The month of Tammuz can be seen as a month of brokenness, where the Jewish people resigned to their fate as just another nation, subject to the ebb and flow of nature. Or, perhaps this could be a month of recognizing the above and creating a different destiny. Tammuz, the Babylonian sun god, connects us to another event in Tammuz: the story of Yehoshua stopping the sun during the battle of Givon (Yehoshua Perek 12), which we believe occurred on the 3rd of Tammuz. This miraculous event shows that Hashem has control over the entire world, even the Babylonian god of the sun. The sun, which many ancient cultures saw as the symbol of all of the natural forces, is powerful, but Hashem is more powerful. When the Jews faced the challenge of the Golden Calf, they failed to see that Hashem’s control was greater than anything that they could imagine. They wanted to be regular, natural people, like everyone else, and even Moshe realized that they needed to work on their spiritual connection before being truly ready to become the Jewish people in the ultimate actualization of their potential.

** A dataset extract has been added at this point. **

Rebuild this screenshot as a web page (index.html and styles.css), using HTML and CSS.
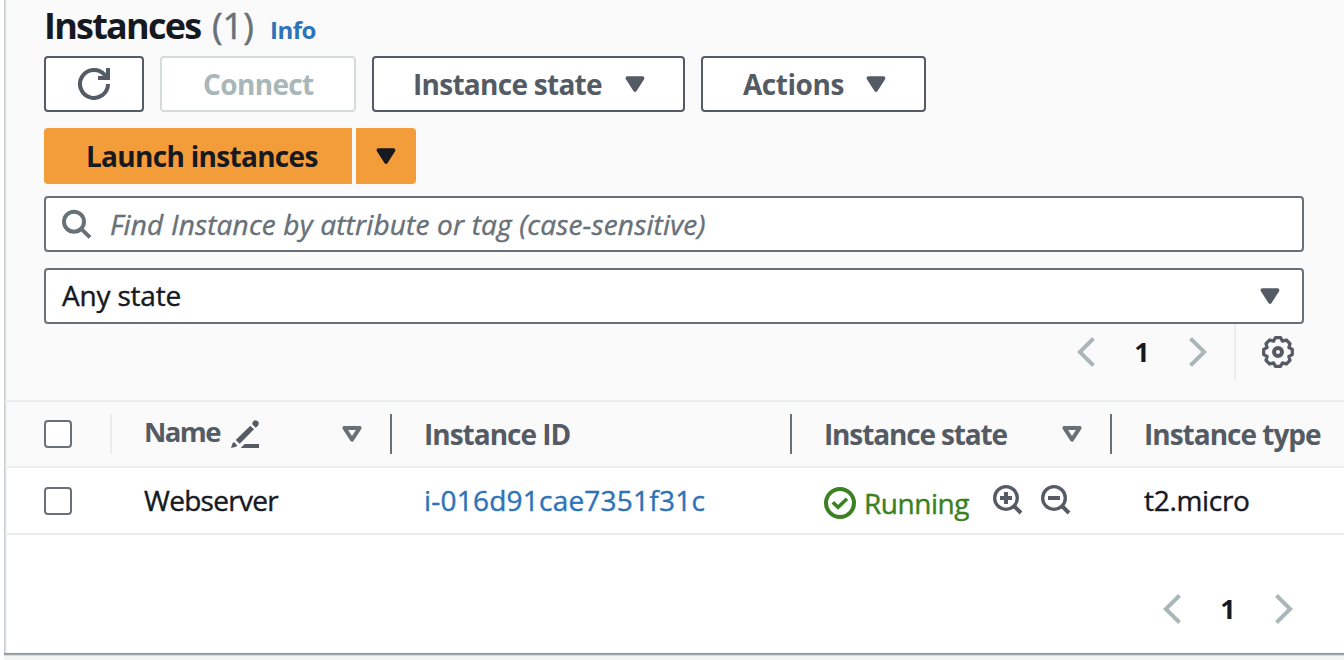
FILE: index.html
```html
<!DOCTYPE html>
<html lang="en">
<head>
<meta charset="utf-8">
<title>Instances</title>
<link rel="stylesheet" href="styles.css">
</head>
<body>
<svg class="defs" width="0" height="0" aria-hidden="true">
  <symbol id="caret" viewBox="0 0 20 16"><path d="M2 2h16l-8 12z" fill="currentColor" stroke="currentColor" stroke-width="4" stroke-linejoin="round" transform="translate(.6 .2) scale(.94 .98)"/></symbol>
  <symbol id="caret-open" viewBox="0 0 20 16"><path d="M2.400 2h15.200L10 13.600z" fill="none" stroke="currentColor" stroke-width="4" stroke-linejoin="round"/></symbol>
  <symbol id="prev" viewBox="0 0 18 30"><path d="M16.500 1.500L2.800 15l13.700 13.500" fill="none" stroke="currentColor" stroke-width="4"/></symbol>
  <symbol id="next" viewBox="0 0 18 30"><path d="M1.500 1.500L15.200 15 1.500 28.500" fill="none" stroke="currentColor" stroke-width="4"/></symbol>
</svg>
<main class="page">
  <section class="panel">
    <header class="head">
      <h1 class="title"><span class="title-text">Instances</span><span class="count">(1)</span><a class="info">Info</a></h1>
      <div class="actions">
        <button class="btn btn-refresh"><svg width="32" height="32" viewBox="0 0 16 16" fill="none" stroke="currentColor" stroke-width="2"><path d="M15 8a7 7 0 1 1-1.700-4.600L14.500 4.800M10 5h5V0"/></svg></button>
        <button class="btn btn-connect"><span class="t-connect">Connect</span></button>
        <button class="btn btn-state"><span class="t-state">Instance state</span><svg width="20" height="16"><use href="#caret"/></svg></button>
        <button class="btn btn-actions"><span class="t-actions">Actions</span><svg width="20" height="16"><use href="#caret"/></svg></button>
      </div>
      <div class="launch">
        <button class="btn-launch"><span class="t-launch">Launch instances</span></button>
        <button class="btn-more"><svg width="20" height="16"><use href="#caret"/></svg></button>
      </div>
      <div class="field search">
        <svg width="30" height="30" viewBox="0 0 90 90" fill="none" stroke="currentColor" stroke-width="12"><circle cx="36" cy="38" r="30"/><path d="M56 58L84 85"/></svg>
        <span class="placeholder">Find Instance by attribute or tag (case-sensitive)</span>
      </div>
      <div class="field select">
        <span class="t-any">Any state</span>
        <svg width="20" height="16"><use href="#caret"/></svg>
      </div>
      <div class="tools">
        <nav class="pager"><svg width="18" height="30"><use href="#prev"/></svg><b>1</b><svg width="18" height="30"><use href="#next"/></svg></nav>
        <div class="settings">
          <svg width="32" height="32" viewBox="-16 -16 32 32" fill="none" stroke="currentColor">
            <path stroke-width="3.300" stroke-linejoin="round" d="M-2.600-14.300H2.600L4.500-10.900L8.300-12L12-8.300L10.900-4.500L14.300-2.600V2.600L10.900 4.500L12 8.300L8.300 12L4.500 10.900L2.600 14.300H-2.600L-4.500 10.900L-8.300 12L-12 8.300L-10.900 4.500L-14.300 2.600V-2.600L-10.900-4.500L-12-8.300L-8.300-12L-4.500-10.900Z"/>
            <circle r="4" stroke-width="4"/>
          </svg>
        </div>
      </div>
    </header>
    <div class="row row-head">
      <div class="cell-check"><span class="check"></span></div>
      <div class="cell cell-name"><span class="t-name">Name</span>
        <svg class="pencil" width="28" height="28" viewBox="0 0 84 84" fill="currentColor"><path d="M0 84L5 69Q8 65 12 69L17 74Q20 78 15 80Z"/><path d="M14 60L58 17L69 28L26 71Z"/><path d="M63 12L67 4Q73-2 80 4Q86 10 81 17L74 23Z"/><path d="M41 72H84V84H29Z"/></svg>
        <svg class="sort" width="20" height="16"><use href="#caret-open"/></svg></div>
      <div class="cell"><span class="t-id">Instance ID</span></div>
      <div class="cell"><span class="t-hstate">Instance state</span><svg class="sort" width="20" height="16"><use href="#caret-open"/></svg></div>
      <div class="cell cell-last"><span class="t-type">Instance type</span></div>
    </div>
    <div class="row row-data">
      <div class="cell-check"><span class="check"></span></div>
      <div class="cell"><span class="t-web">Webserver</span></div>
      <div class="cell"><a class="link">i-016d91cae7351f31c</a></div>
      <div class="cell">
        <span class="status"><svg width="32" height="32" viewBox="0 0 16 16" fill="none" stroke="currentColor" stroke-width="2"><circle cx="8" cy="8" r="7"/><path stroke-width="1.800" d="M4.400 7.600L7 10.100 11.500 5.900"/></svg><span class="t-run">Running</span></span>
        <svg class="zoom-in" width="30" height="30" viewBox="0 0 90 90" fill="none" stroke="currentColor" stroke-width="10"><circle cx="39" cy="39" r="34"/><path d="M63 63L84 84M21 39H57M39 21V57" stroke-width="12"/></svg>
        <svg class="zoom-out" width="30" height="30" viewBox="0 0 90 90" fill="none" stroke="currentColor" stroke-width="10"><circle cx="39" cy="39" r="34"/><path d="M63 63L84 84M21 39H57" stroke-width="12"/></svg>
      </div>
      <div class="cell cell-last"><span class="t-micro">t2.micro</span></div>
    </div>
    <footer class="foot">
      <nav class="pager"><svg width="18" height="30"><use href="#prev"/></svg><b>1</b><svg width="18" height="30"><use href="#next"/></svg></nav>
    </footer>
  </section>
</main>
</body>
</html>
```

FILE: styles.css
```css
* { box-sizing: border-box; }
body {
  margin: 0;
  height: 660px;
  overflow: hidden;
  background: #fff;
  color: #16191f;
  font: 28px/40px "Open Sans", "Noto Sans", sans-serif;
  white-space: nowrap;
}
svg { display: block; flex: none; }
.defs { position: absolute; }
span, b, a { display: block; }
button { font: inherit; margin: 0; padding: 0; }
.page { margin-left: 4px; height: 660px; background: #f2f3f3; }
.panel {
  height: 653px;
  background: #fff;
  border-left: 1px solid #c5cbd0;
  box-shadow: inset 1px 0 #dfe3e5, inset 2px 0 #f1f3f3, 0 1px #879196, 0 2px #a3abaf, 0 3px #d5dadb;
}
.head {
  height: 402px;
  padding: 0 40px 0 39px;
  background: #fafafa;
  border-bottom: 2px solid #eaeded;
  box-shadow: inset 1px 0 #dfe3e5, inset 2px 0 #f1f3f3;
}
.title { display: flex; margin: 0; height: 56px; font-size: 36px; line-height: 52px; align-items: baseline; }
.title-text { width: 167px; letter-spacing: -1.750px; }
.count { width: 59px; padding-left: 1px; color: #687078; font-weight: 400; -webkit-text-stroke: .5px; }
.info { color: #2e73b8; font-size: 24px; letter-spacing: -.5px; }
.actions { display: flex; gap: 16px; color: #545b64; }
.btn {
  display: flex;
  align-items: center;
  height: 56px;
  background: #fff;
  border: 2px solid #545b64;
  border-radius: 4px;
  color: #545b64;
  font-weight: 700;
}
.btn-refresh { width: 100px; justify-content: center; }
.btn-connect { width: 196px; padding-left: 41px; border-color: #d5dbdb; color: #aab7b8; }
.btn-state { width: 313px; padding: 0 38px 0 39px; justify-content: space-between; }
.btn-actions { width: 225px; padding: 0 38px 0 40px; justify-content: space-between; }
.t-connect { letter-spacing: -.650px; }
.t-state { letter-spacing: -.720px; }
.t-actions { letter-spacing: -.450px; }
.t-launch { letter-spacing: -.700px; }
.launch { display: flex; gap: 4px; margin-top: 16px; font-weight: 700; }
.btn-launch, .btn-more {
  display: flex;
  align-items: center;
  height: 56px;
  border: 0;
  background: #f39c3a;
  color: #16191f;
}
.btn-launch { width: 308px; padding-left: 42px; border-radius: 4px 0 0 4px; }
.btn-more { width: 60px; justify-content: center; border-radius: 0 4px 4px 0; }
.field {
  display: flex;
  align-items: center;
  height: 56px;
  background: #fff;
  border: 2px solid #687078;
  border-radius: 4px;
}
.search { margin-top: 12px; padding-left: 16px; gap: 18px; color: #687078; }
.placeholder { font-style: italic; letter-spacing: .170px; -webkit-text-stroke: .4px; }
.t-any, .t-web, .link, .t-run, .t-micro { -webkit-text-stroke: .4px; }
.select { margin-top: 16px; padding: 0 22px 0 16px; justify-content: space-between; }
.t-any { margin-top: -2px; letter-spacing: -.200px; }
.select svg { color: #545b64; }
.tools { display: flex; justify-content: flex-end; }
.pager { display: flex; align-items: center; justify-content: space-between; width: 130px; color: #aab7b8; }
.pager b { color: #16191f; font-size: 27px; }
.settings {
  display: flex;
  align-items: center;
  justify-content: flex-end;
  width: 70px;
  height: 56px;
  margin-left: 27px;
  padding-right: 10px;
  border-left: 2px solid #eaeded;
  color: #545b64;
}
.row {
  display: grid;
  grid-template-columns: 107px 280px 400px 320px 1fr;
  border-bottom: 2px solid #eaeded;
  box-shadow: inset 1px 0 #dfe3e5, inset 2px 0 #f1f3f3;
}
.row-head { height: 66px; background: #fafafa; color: #545b64; font-weight: 700; }
.row-data { height: 67px; }
.cell-check { display: flex; align-items: center; padding-left: 39px; }
.check { width: 28px; height: 28px; background: #fff; border: 2px solid #687078; border-radius: 4px; }
.cell { display: flex; align-items: center; padding-left: 32px; }
.row-head .cell { height: 40px; margin-top: 12px; border-right: 2px solid #687078; }
.row-head .cell-check { height: 64px; background: linear-gradient(#eaeded, #eaeded) 105px 12px / 2px 40px no-repeat; }
.row-head .cell-last { border-right: 0; }
.sort { margin-left: auto; margin-right: 28px; color: #687078; }
.t-name { width: 76px; margin-top: -4px; font-size: 27.500px; letter-spacing: -1.600px; }
.t-id { letter-spacing: -1px; }
.t-hstate { letter-spacing: -1.150px; }
.t-type { letter-spacing: -1px; }
.t-web { margin-top: -2px; letter-spacing: -.700px; }
.t-micro { margin-top: -1px; letter-spacing: -.300px; }
.t-run { letter-spacing: -.450px; }
.pencil { margin-left: 11px; }
.link { color: #2e73b8; letter-spacing: .220px; margin-top: -1px; }
.status { display: flex; align-items: center; gap: 8px; width: 169px; margin-top: 4px; color: #3b8021; }
.zoom-in, .zoom-out { margin-top: -2px; color: #545b64; }
.zoom-out { margin-left: 18px; }
.foot { display: flex; justify-content: flex-end; height: 118px; padding: 30px 51px 0 0; }
.foot .pager { height: 88px; }
```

The other 4 events of the 17th of Tammuz are moments of failure and breach in the Jewish’s people’s connection with Hashem, but the shattering of the luchot and the miracle of the sun standing still, serve as a reminder for how we may break the nature of Tammuz. Kabbalah teaches that every month has a unique arrangement of the 4-letter name of Hashem, and Tammuz is that name backwards. This symbolizes the strict judgement of the month, but it can also hint at the means to unlock the beauty of Tammuz: we must flip our perspective, completely and totally, and recognize Hashem everywhere. In moments of goodness, challenge, heartbreak and everything in between, it is our responsibility to recognize Hashem’s role and realize that we are not subject to nature. We are the Chosen People, with a unique relationship with Hashem, and He is always in “our corner”.
May this be a month of complete redemption, transformation, and seeing Hashem in every aspect of our lives.